All Information Sources Available To Pull 3,000% Return On Investment

by admin on May 15, 2010

When you’re putting together information to use in a marketing plan or campaign, you should take advantage of information already available for use. It isn’t necessary to collect all the information you need (that would be impossible). You don’t want to fall into the trap of “paralysis of analysis”, and it can also be very costly in terms of time and money.

The following types of information are available through the Chamber of Commerce, your local library, Better Business Bureau, local newspapers, and media such as TV and radio.

#1    Demographic information on potential customers.

#2    Local business information describing characteristics of competitors and other businesses in the area.

#3    Local economic activity and trends.

#4    Proposed growth plans that might affect your business.

#5    Customer buying activity and patterns.

#6    Media rates and data information.

#7    Other local business information you may want to obtain.

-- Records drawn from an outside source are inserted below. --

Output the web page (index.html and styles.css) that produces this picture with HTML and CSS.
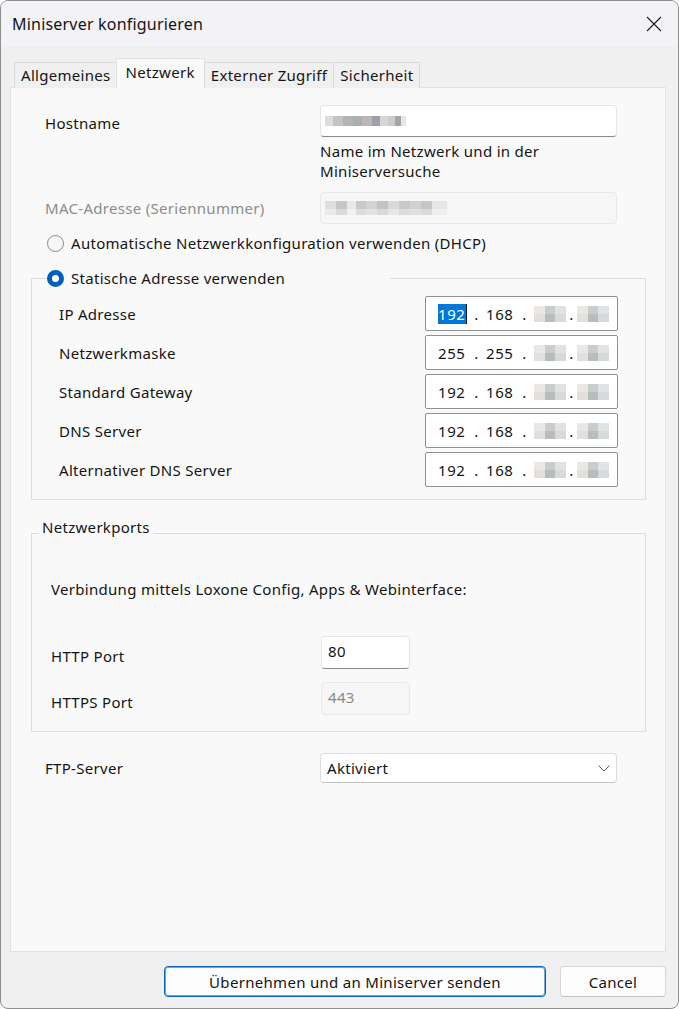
FILE: index.html
```html
<!DOCTYPE html>
<html lang="de">
<head>
    <meta charset="UTF-8">
    <meta name="viewport" content="width=device-width, initial-scale=1.0">
    <title>Miniserver konfigurieren</title>
    <link rel="stylesheet" href="styles.css">
</head>
<body>
    <div class="window">
        <div class="titlebar">
            <span class="title">Miniserver konfigurieren</span>
            <button class="close" aria-label="Schließen">
                <svg width="16" height="16" viewBox="0 0 16 16">
                    <path d="M1 1 L15 15 M15 1 L1 15" stroke="#1a1a1a" stroke-width="1.1" fill="none"/>
                </svg>
            </button>
        </div>

        <div class="dialog">
            <div class="tabs">
                <div class="tab">Allgemeines</div>
                <div class="tab active">Netzwerk</div>
                <div class="tab">Externer Zugriff</div>
                <div class="tab">Sicherheit</div>
            </div>

            <div class="panel">
                <div class="row host-row">
                    <label>Hostname</label>
                    <div class="field"><span class="mask mask-host"></span></div>
                </div>
                <p class="hint">Name im Netzwerk und in der<br>Miniserversuche</p>

                <div class="row mac-row">
                    <label class="disabled">MAC-Adresse (Seriennummer)</label>
                    <div class="field field-disabled"><span class="mask mask-mac"></span></div>
                </div>

                <label class="radio dhcp"><input type="radio" name="mode"> Automatische Netzwerkkonfiguration verwenden (DHCP)</label>

                <fieldset class="group static">
                    <legend><label class="radio"><input type="radio" name="mode" checked> Statische Adresse verwenden</label></legend>
                    <div class="ip-grid">
                        <span>IP Adresse</span>
                        <div class="ip"><span class="oct sel">192</span><span class="dot">.</span><span class="oct">168</span><span class="dot">.</span><span class="mask mask-oct"></span><span class="dot dot-narrow">.</span><span class="mask mask-oct"></span></div>
                        <span>Netzwerkmaske</span>
                        <div class="ip"><span class="oct">255</span><span class="dot">.</span><span class="oct">255</span><span class="dot">.</span><span class="mask mask-oct"></span><span class="dot dot-narrow">.</span><span class="mask mask-oct"></span></div>
                        <span>Standard Gateway</span>
                        <div class="ip"><span class="oct">192</span><span class="dot">.</span><span class="oct">168</span><span class="dot">.</span><span class="mask mask-oct"></span><span class="dot dot-narrow">.</span><span class="mask mask-oct"></span></div>
                        <span>DNS Server</span>
                        <div class="ip"><span class="oct">192</span><span class="dot">.</span><span class="oct">168</span><span class="dot">.</span><span class="mask mask-oct"></span><span class="dot dot-narrow">.</span><span class="mask mask-oct"></span></div>
                        <span>Alternativer DNS Server</span>
                        <div class="ip"><span class="oct">192</span><span class="dot">.</span><span class="oct">168</span><span class="dot">.</span><span class="mask mask-oct"></span><span class="dot dot-narrow">.</span><span class="mask mask-oct"></span></div>
                    </div>
                </fieldset>

                <fieldset class="group ports">
                    <legend>Netzwerkports</legend>
                    <p class="ports-note">Verbindung mittels Loxone Config, Apps &amp; Webinterface:</p>
                    <div class="port-grid">
                        <span>HTTP Port</span>
                        <div class="field port">80</div>
                        <span>HTTPS Port</span>
                        <div class="field port field-disabled">443</div>
                    </div>
                </fieldset>

                <div class="row ftp-row">
                    <label>FTP-Server</label>
                    <div class="select">
                        <span>Aktiviert</span>
                        <svg width="12" height="7" viewBox="0 0 12 7">
                            <path d="M0.5 0.5 L6 6 L11.5 0.5" stroke="#5c5c5c" stroke-width="1" fill="none"/>
                        </svg>
                    </div>
                </div>
            </div>

            <div class="footer">
                <button class="btn btn-default">Übernehmen und an Miniserver senden</button>
                <button class="btn btn-cancel">Cancel</button>
            </div>
        </div>
    </div>
</body>
</html>
```

FILE: styles.css
```css
* {
    box-sizing: border-box;
}
html {
    background: #ffffff;
}
body {
    margin: 0;
    font-family: "Noto Sans", "Open Sans", sans-serif;
    font-size: 15px;
    letter-spacing: 0.3px;
    color: #141414;
}
.window {
    width: 679px;
    height: 1009px;
    border: 1px solid #8e8e8e;
    border-radius: 8px;
    overflow: hidden;
    background: #f0f0f0;
    display: flex;
    flex-direction: column;
}
.titlebar {
    height: 45px;
    flex-shrink: 0;
    background: #f3f2f7;
    display: flex;
    align-items: center;
    justify-content: space-between;
    padding: 0 16px 0 11px;
}
.title {
    font-size: 16px;
    letter-spacing: 0.2px;
}
.close {
    width: 16px;
    height: 16px;
    padding: 0;
    border: none;
    background: none;
    display: flex;
}
.dialog {
    flex: 1;
    padding: 12px 12px 0 9px;
    display: flex;
    flex-direction: column;
}

/* tabs */
.tabs {
    display: flex;
    align-items: flex-end;
    height: 30px;
    padding-left: 4px;
    margin-bottom: -1px;
    position: relative;
    z-index: 1;
}
.tab {
    height: 26px;
    padding: 0 6px;
    line-height: 24px;
    border: 1px solid #dadada;
    border-bottom: none;
    background: #f0f0f0;
    margin-right: -1px;
}
.tab.active {
    height: 30px;
    line-height: 26px;
    padding: 0 9px;
    background: #f9f9f9;
    border-color: #e2e2e2;
    margin: 0 -1px 0 -1px;
}
.panel {
    height: 865px;
    background: #f9f9f9;
    border: 1px solid #e2e2e2;
}

/* form rows */
.row {
    display: grid;
    grid-template-columns: 275px 297px;
    padding-left: 34px;
}
.row label {
    line-height: 20px;
}
.host-row {
    margin-top: 17px;
}
.host-row label {
    margin-top: 8px;
}
.field {
    height: 32px;
    background: #ffffff;
    border: 1px solid #e6e6e6;
    border-bottom-color: #8a8a8a;
    border-radius: 4px;
    display: flex;
    align-items: center;
    padding: 0 4px;
}
.field-disabled {
    background: #f6f6f6;
    border-color: #e8e8e8;
    color: #8a8a8a;
}
.hint {
    margin: 4px 0 0 309px;
    line-height: 20px;
}
.mac-row {
    margin-top: 11px;
}
.mac-row label {
    margin-top: 6px;
}
.disabled {
    color: #8c8c8c;
}

/* radio buttons */
.radio {
    display: flex;
    align-items: center;
    gap: 7px;
    line-height: 20px;
}
.radio input {
    appearance: none;
    width: 17px;
    height: 17px;
    margin: 0;
    border: 1px solid #8a8a8a;
    border-radius: 50%;
    background: #f7f7f7;
}
.radio input:checked {
    border: 5px solid #005fb8;
    background: #ffffff;
}
.dhcp {
    margin: 9px 0 0 36px;
}

/* group boxes */
.group {
    width: 615px;
    margin: 15px 0 0 20px;
    padding: 0;
    border: 1px solid #dcdcdc;
}
.static legend {
    width: 344px;
    margin-left: 14px;
    padding: 0 0 0 1px;
}
.static {
    padding-bottom: 12px;
}
.ip-grid {
    display: grid;
    grid-template-columns: 366px 193px;
    row-gap: 4px;
    align-items: center;
    padding-left: 27px;
    margin-top: 8px;
}
.ip {
    height: 35px;
    background: #ffffff;
    border: 1px solid #8f8f8f;
    border-radius: 2px;
    display: flex;
    align-items: center;
    padding-left: 12px;
    letter-spacing: 0.6px;
}
.oct {
    width: 29px;
}
.oct.sel {
    width: 29px;
    background: #0078d7;
    color: #ffffff;
    border-right: 1px solid #1a1a1a;
}
.dot {
    width: 19px;
    text-align: center;
}
.dot-narrow {
    width: 11px;
}

/* blurred values */
.mask {
    display: inline-block;
}
.mask-host {
    width: 81px;
    height: 10px;
    background: linear-gradient(90deg, #dcdcdc 0 10%, #c2c5c7 10% 22%, #b3b3b3 22% 34%, #a9aeb0 34% 46%, #bab6b6 46% 58%, #9ea0a7 58% 68%, #d6d6d6 68% 78%, #c9cccd 78% 86%, #a3a5ab 86% 94%, #e6e6e6 94%);
}
.mask-mac {
    width: 122px;
    height: 14px;
    background:
        linear-gradient(180deg, rgba(255,255,255,0) 0 55%, rgba(255,255,255,0.35) 55%),
        linear-gradient(90deg, #dedede 0 9%, #c6c6c6 9% 18%, #e8e8e8 18% 25%, #c9c9c9 25% 34%, #d4d2d2 34% 43%, #c3c3c5 43% 52%, #d9d9d9 52% 61%, #c7c9c9 61% 70%, #d2d0d0 70% 79%, #c6c6c6 79% 88%, #e6e6e6 88%);
}
.mask-oct {
    width: 32px;
    height: 16px;
    background:
        linear-gradient(180deg, rgba(255,255,255,0.25) 0 50%, rgba(255,255,255,0) 50%),
        linear-gradient(90deg, #e3dfdd 0 33%, #b8bcbc 33% 66%, #d6dadb 66%);
}

/* ports */
.ports legend {
    margin-left: 7px;
    padding: 0 3px 12px 3px;
    line-height: 16px;
}
.ports {
    margin-top: 19px;
    padding-bottom: 16px;
}
.ports-note {
    margin: 32px 0 0 19px;
    line-height: 20px;
}
.port-grid {
    display: grid;
    grid-template-columns: 270px 89px;
    row-gap: 13px;
    align-items: center;
    padding-left: 19px;
    margin-top: 37px;
}
.port-grid span {
    margin-top: 7px;
}
.port {
    width: 89px;
    height: 33px;
    padding: 0 6px 4px;
}
.ftp-row {
    margin-top: 21px;
}
.ftp-row label {
    margin-top: 5px;
}
.select {
    height: 30px;
    background: #ffffff;
    border: 1px solid #dcdcdc;
    border-bottom-color: #c4c4c4;
    border-radius: 4px;
    display: flex;
    align-items: center;
    justify-content: space-between;
    padding: 0 6px 0 6px;
}

/* buttons */
.footer {
    display: flex;
    justify-content: flex-end;
    gap: 14px;
    padding-top: 14px;
}
.btn {
    height: 31px;
    font-family: inherit;
    font-size: 15px;
    letter-spacing: 0.3px;
    color: #141414;
    background: #fdfdfd;
    border: 1px solid #d6d6d6;
    border-bottom-color: #c2c2c2;
    border-radius: 4px;
}
.btn-default {
    width: 382px;
    border: 1px solid #0a64c4;
    box-shadow: inset 0 0 0 1px #6aa5e0;
}
.btn-cancel {
    width: 106px;
}
```
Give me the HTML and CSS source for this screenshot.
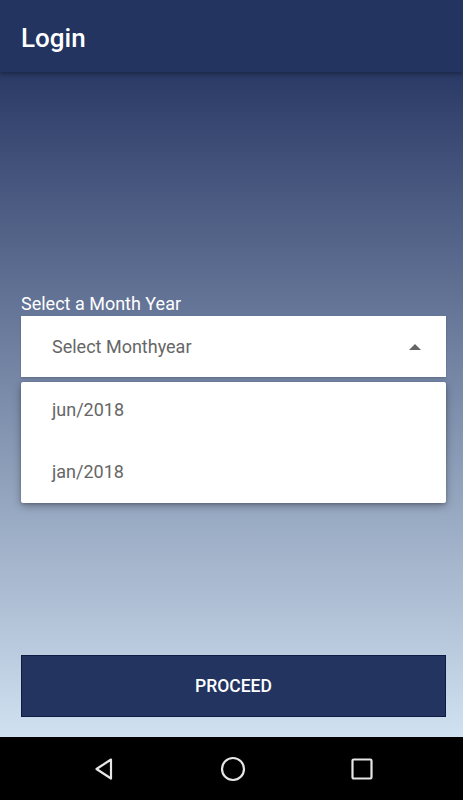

Let me give you an example of someone who did the research on their potential market. It was a restaurant. They realized their catering wing did sports banquets but their main business was just being a restaurant. They never really thought of themselves as being in the sports banquet business. They took a catering order from a school, not knowing what it was for. When they dug a little further, they found out they had catered four sports banquets in one month, and there were 400 schools in their city.

They targeted all the schools in a two county area of a certain size, wrote a specific message to the athletic directors, and pulled a 3,000% return on their investment. That may sound like a lot, and it is. You may not believe that.

They mailed out $100 worth of letters at a cost of $1.00 per letter and it generated $6,400 worth of sales.  They sent out a nice package, not just a #10 envelope, what appeared to be a priority envelope and a response card and some other things. $640 for every $1 spent.

The catering arm of their business is simply add-on, so every additional dollar they brought in put $.50 to their bottom line. They’re using leverage to add to this example. They also used information they gathered from their market.